Bırakın batan krediyi, yapılandırma maddesi yok bankacılık kanununda. Siz krediyi 36 ay vadeyle açtınız. Adam Suriye ile çalışıyordu, şimdi satamıyor stoka çalışacak. Diyor ki 36 ayı 48 ay vade yapar mısınız? Bunu kredi canlı iken, izlemede iken ve takipte iken yapabilirsiniz. Yapılandırma maddesi yok. Bunu zimmet sayan mahkeme kararları var. Toplum ve siyaset bu krediyi yapılandır istiyor. Ama düzenleme bankacılara ceza veriyor. Bizim düzeltilmesini istediğimiz husus budur. Hiç hayatında ticaret yapmamış bir banka denetçisine bunun hesabını vermek istemiyoruz. Bu konudaki risk iştahımızın da azalmasını istemiyoruz. Bu ülkenin büyümesi ve çocuklarımızın iş bulması için kredi vermemiz gerekiyor. Yapılandırma maddesi mutlak surette bankacılık kanununa konulmalı. 2015 yılında KOBİ kredilerinde bilinenlerin dışında bir NPL ile karşılaşacağımızı düşünmüyorum."

- "Dövizzedelere yapılan yapılandırmalar toplam müşterilerin yüzde 70'i"

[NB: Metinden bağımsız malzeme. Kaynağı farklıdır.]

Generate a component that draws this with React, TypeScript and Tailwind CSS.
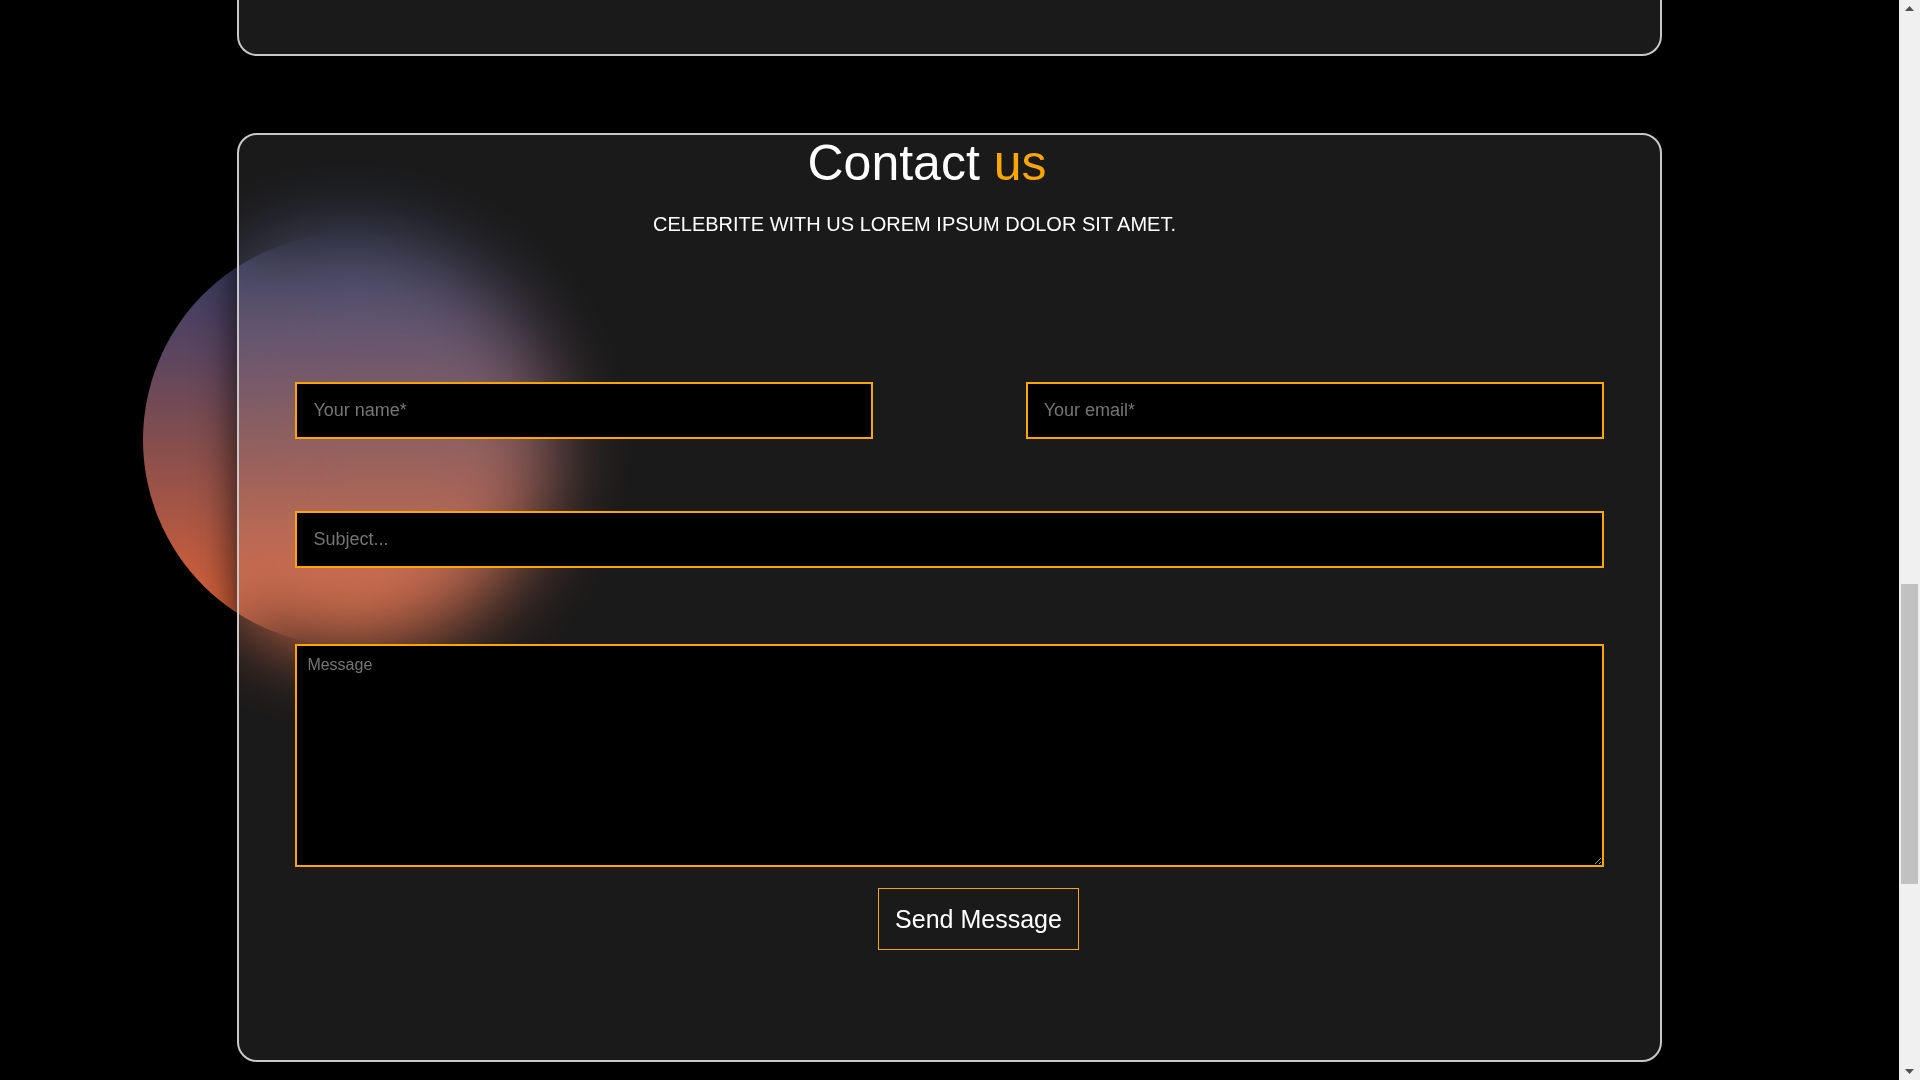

TBB Genel Sekreteri Ekrem Keskin dövizzedeler hakkında ise şunları kaydetti:

"TBMM Plan ve Bütçe Komisyonunda yapılan görüşmelerde bazı tespitler yapıldı. Döviz kredisi ile konut edinenler var. Konutun bugünkü piyasa değeri bu borcunu ödeyebilecek ve hatta üzerinde bir meblağ bırakabilecek. Ayrıca yatırım amaçlı birden fazla konut almış olanlar var. Bu tür müşterileri ayırmak gerekiyor. Dolayısıyla gerçekten mağdur olan müşterinin bulunması esastır. Her bir bankamız bu müşterilerle tek tek raporlar hazırladı. Mağduriyet içerisine girdiğini düşündüğümüz müşterilerle yapılan yapılandırmalar toplam müşterilerin yüzde 70'ine ulaştı. Yüzde 30'luk kısım ya tavsiye rakamının üzerinde olan ya da tavsiye kararına yakın olsa bile aldığı konutun kredi borcundan fazla prim yapan müşterilerden oluşuyor."